Secondly, the review was denied because of the “uncertainty” surrounding the application, the decision states. “The record reflects that [UniStar and Calvert Cliffs 3 Nuclear Project LLC] continue to look for a U.S. partner, and have not amended their application. Given the current status of the application, a review of the [ASLB’s] decision now essentially would constitute an advisory opinion, a practice we disfavor,” the decision explains.

In a written statement released Monday, UniStar spokeswoman Kelly Sullivan said, “UniStar thanks the Nuclear Regulatory Commission for its consideration of the Petition for Review. We look forward to receipt of the revised guidance on foreign ownership, control and domination and hope to participate in that process. In the meantime, we will continue to support the NRC’s ongoing review of the Calvert Cliffs 3 application.”

Although the petition for review was denied, the decision states that the commission is aware that “review of the combined license application remains ongoing on matters other than foreign ownership.” In addition, the commission notes in the decision, if UniStar is able to secure a U.S. partner and resolve foreign ownership issues, then the application could be revised.

NRC spokesman Neil Sheehan said Monday morning that the commission is “not advising staff to halt” review of the application, but it does “acknowledge that it won’t proceed any further” until the foreign ownership issue is resolved.

Also in the decision, the commission states that a review of foreign ownership requirements is needed by NRC staff.

“But we agree that, with the passage of time since the agency first issued substantive guidance on the foreign ownership provision of [the Atomic Energy Act], a reassessment is appropriate,” the commission states in the decision, in which it also directs NRC staff “to review issues relating to foreign ownership and recommend whether the Commission should consider modifications to agency guidance or practice.”

Sheehan explained that at some point the commission will set guidelines for NRC regarding the review, but there is no timeline for proceeding with the review or for its completion.

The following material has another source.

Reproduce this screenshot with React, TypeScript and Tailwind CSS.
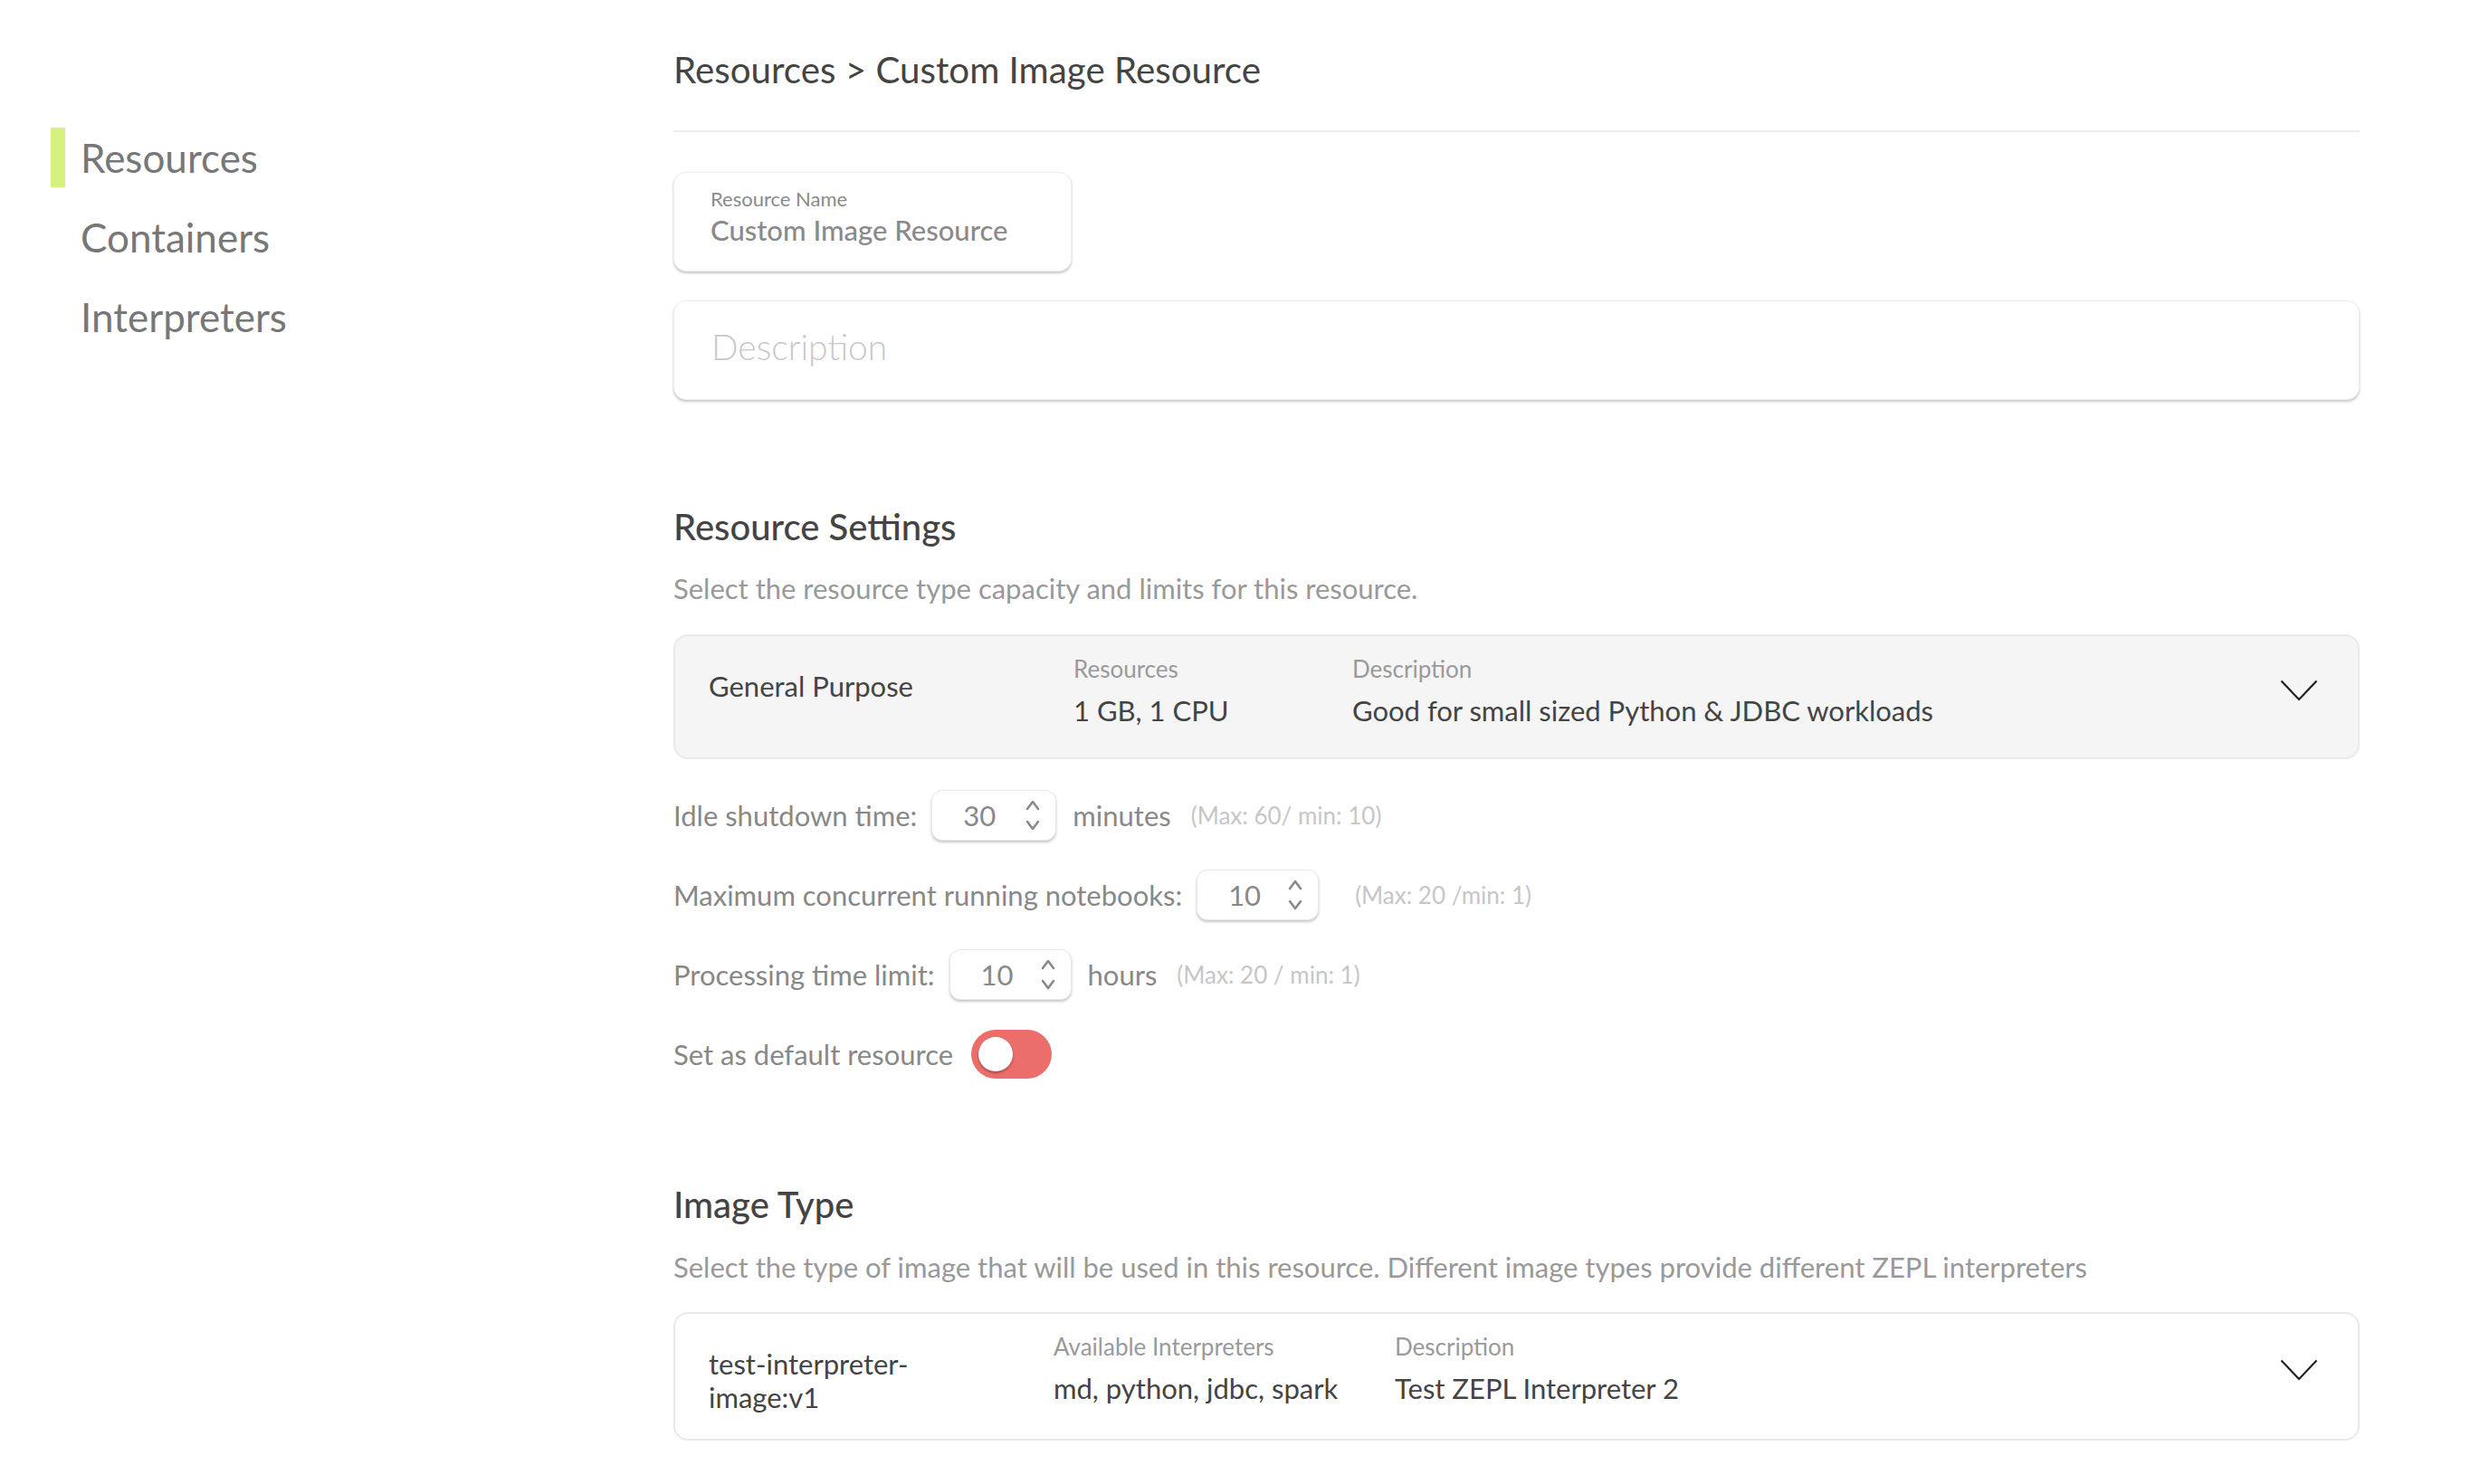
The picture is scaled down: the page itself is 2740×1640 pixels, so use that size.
import React from "react";

function Chevron() {
  return (
    <svg width="42" height="24" viewBox="0 0 42 24" fill="none">
      <polyline points="1.5,1.5 21,22 40.5,1.5" stroke="#1f1f1f" strokeWidth="2.2" strokeLinejoin="miter" />
    </svg>
  );
}

function Arrows() {
  return (
    <svg width="16" height="36" viewBox="0 0 16 36" fill="none">
      <polyline points="2,11 8,3 14,11" stroke="#8a8a8a" strokeWidth="2.6" strokeLinecap="round" strokeLinejoin="round" />
      <polyline points="2,25 8,33 14,25" stroke="#8a8a8a" strokeWidth="2.6" strokeLinecap="round" strokeLinejoin="round" />
    </svg>
  );
}

function Spinner({ value, width }: { value: string; width: string }) {
  return (
    <div
      className={`ml-[16px] ${width} h-[56px] rounded-[12px] border border-[#e8e8e8] bg-white shadow-[0_2px_3px_rgba(0,0,0,0.22)] flex items-center justify-between pl-[34px] pr-[17px] text-[31px] text-[#888]`}
    >
      <span className="leading-[38px]">{value}</span>
      <Arrows />
    </div>
  );
}

function SideItem({ label, active }: { label: string; active?: boolean }) {
  return (
    <div className="flex h-[66px] items-stretch">
      <div className={`w-[16px] ${active ? "bg-[#d6f27e]" : "bg-transparent"}`} />
      <span className="pl-[17px] text-[44px] leading-[66px] text-[#777777]">{label}</span>
    </div>
  );
}

export default function App() {
  return (
    <div className="min-h-screen w-full bg-white flex font-['Lato','Noto_Sans',sans-serif]">
      <aside className="w-[744px] shrink-0 pt-[141px] pl-[56px]">
        <nav className="flex flex-col gap-[22px]">
          <SideItem label="Resources" active />
          <SideItem label="Containers" />
          <SideItem label="Interpreters" />
        </nav>
      </aside>

      <main className="w-[1863px] shrink-0 flex flex-col pb-[40px]">
        <div className="pt-[53px] pb-[43px] border-b-2 border-[#eeeeee] text-[40.3px] leading-[48px] text-[#444444]">
          Resources &gt; Custom Image Resource
        </div>

        <div className="mt-[44px] w-[440px] h-[110px] rounded-[14px] border border-[#eeeeee] bg-white shadow-[0_2px_3px_rgba(0,0,0,0.22)] pl-[40px] pt-[16px]">
          <div className="text-[22px] leading-[25px] text-[#8a8a8a]">Resource Name</div>
          <div className="mt-[4px] text-[31px] leading-[36px] font-medium text-[#8a8a8a]">Custom Image Resource</div>
        </div>

        <div className="mt-[32px] h-[110px] rounded-[14px] border border-[#eeeeee] bg-white shadow-[0_2px_3px_rgba(0,0,0,0.22)] pl-[41px] pt-[26px] text-[39px] leading-[48px] font-light text-[#c8c8c8]">
          Description
        </div>

        <h2 className="mt-[116px] text-[40px] leading-[48px] font-medium text-[#444444]">Resource Settings</h2>
        <p className="mt-[25px] text-[31px] leading-[38px] text-[#999999]">
          Select the resource type capacity and limits for this resource.
        </p>

        <div className="mt-[32px] h-[138px] rounded-[16px] border-2 border-[#e9e9e9] bg-[#f5f5f5] flex items-start pl-[37px] pr-[44px] pt-[20px]">
          <div className="w-[403px] shrink-0 pt-[16px] text-[31px] leading-[38px] text-[#444444]">General Purpose</div>
          <div className="w-[308px] shrink-0">
            <div className="text-[26px] leading-[32px] text-[#9a9a9a]">Resources</div>
            <div className="mt-[11px] text-[31px] leading-[38px] text-[#444444]">1 GB, 1 CPU</div>
          </div>
          <div className="flex-1">
            <div className="text-[26px] leading-[32px] text-[#9a9a9a]">Description</div>
            <div className="mt-[11px] text-[31px] leading-[38px] text-[#444444]">
              Good for small sized Python &amp; JDBC workloads
            </div>
          </div>
          <div className="mt-[28px] shrink-0">
            <Chevron />
          </div>
        </div>

        <div className="mt-[34px] flex flex-col gap-[32px] text-[31px] text-[#888888]">
          <div className="flex items-center h-[56px]">
            <span className="leading-[38px]">Idle shutdown time:</span>
            <Spinner value="30" width="w-[138px]" />
            <span className="ml-[18px] leading-[38px]">minutes</span>
            <span className="ml-[22px] text-[26px] leading-[32px] text-[#c6c6c6]">(Max: 60/ min: 10)</span>
          </div>
          <div className="flex items-center h-[56px]">
            <span className="leading-[38px]">Maximum concurrent running notebooks:</span>
            <Spinner value="10" width="w-[135px]" />
            <span className="ml-[40px] text-[26px] leading-[32px] text-[#c6c6c6]">(Max: 20 /min: 1)</span>
          </div>
          <div className="flex items-center h-[56px]">
            <span className="leading-[38px]">Processing time limit:</span>
            <Spinner value="10" width="w-[135px]" />
            <span className="ml-[18px] leading-[38px]">hours</span>
            <span className="ml-[22px] text-[26px] leading-[32px] text-[#c6c6c6]">(Max: 20 / min: 1)</span>
          </div>
          <div className="flex items-center h-[56px]">
            <span className="leading-[38px]">Set as default resource</span>
            <div className="ml-[20px] w-[89px] h-[54px] rounded-full bg-[#ec6e6b] flex items-center pl-[8px]">
              <div className="w-[38px] h-[38px] rounded-full bg-white shadow-[0_2px_3px_rgba(0,0,0,0.3)]" />
            </div>
          </div>
        </div>

        <h2 className="mt-[114px] text-[40px] leading-[48px] font-medium text-[#444444]">Image Type</h2>
        <p className="mt-[26px] text-[31px] leading-[38px] text-[#999999]">
          Select the type of image that will be used in this resource. Different image types provide different ZEPL interpreters
        </p>

        <div className="mt-[31px] h-[142px] rounded-[16px] border-2 border-[#e9e9e9] bg-white flex items-start pl-[37px] pr-[44px] pt-[20px]">
          <div className="w-[381px] shrink-0 pt-[17px]">
            <div className="w-[240px] text-[31px] leading-[37px] text-[#444444]">test-interpreter-image:v1</div>
          </div>
          <div className="w-[377px] shrink-0">
            <div className="text-[26px] leading-[32px] text-[#9a9a9a]">Available Interpreters</div>
            <div className="mt-[11px] text-[31px] leading-[38px] text-[#444444]">md, python, jdbc, spark</div>
          </div>
          <div className="flex-1">
            <div className="text-[26px] leading-[32px] text-[#9a9a9a]">Description</div>
            <div className="mt-[11px] text-[31px] leading-[38px] text-[#444444]">Test ZEPL Interpreter 2</div>
          </div>
          <div className="mt-[30px] shrink-0">
            <Chevron />
          </div>
        </div>
      </main>
    </div>
  );
}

He said the commission and staff would expect public, as well as legal, input during the review to help determine if any changes are needed.

In November 2008, four intervenors, Beyond Nuclear, Nuclear Information and Resource Service, Public Citizen and Southern Maryland Citizen Alliance for Renewable Energy Solutions, petitioned the NRC, opposing UniStar’s application on the contention of foreign ownership.

Paul Gunter, the director of nuclear reactor oversight with Beyond Nuclear, said in a press release Monday, “This decision could not be more timely, coming on the second anniversary of the [March 11, 2011] Fukushima nuclear accident and on the heels of the recent decision of the Maryland State Legislature to adopt and invest in the development of offshore wind energy.”

In the release from Beyond Nuclear, an environmental advocacy group, the company “hailed” the commission’s decision to deny the appeal.

Gunter said in the release, “The nuclear retreat continues unabated. Everywhere you look, new nuclear projects are either being canceled, or are encountering cost over-runs, and aging reactors are failing and permanently closing.”

Fellow intervenor NIRS said in a press release Monday that the decision marks the first time in history that the NRC commission upheld the denial of a license for a commercial nuclear reactor and only the second time a license for a commercial nuclear facility has been denied.

“Of course, the Commissioners really had no choice,” Executive Director of NIRS Michael Mariotte said in the release. “The Atomic Energy Act is clear: foreign ownership of U.S. nuclear reactors is illegal. And, in any case, this reactor was never going to be built.”

Mariotte continued in the release, “No one wants to build a reactor like that in a deregulated market like Maryland. Indeed, Maryland already has moved on” with the approval of offshore wind energy.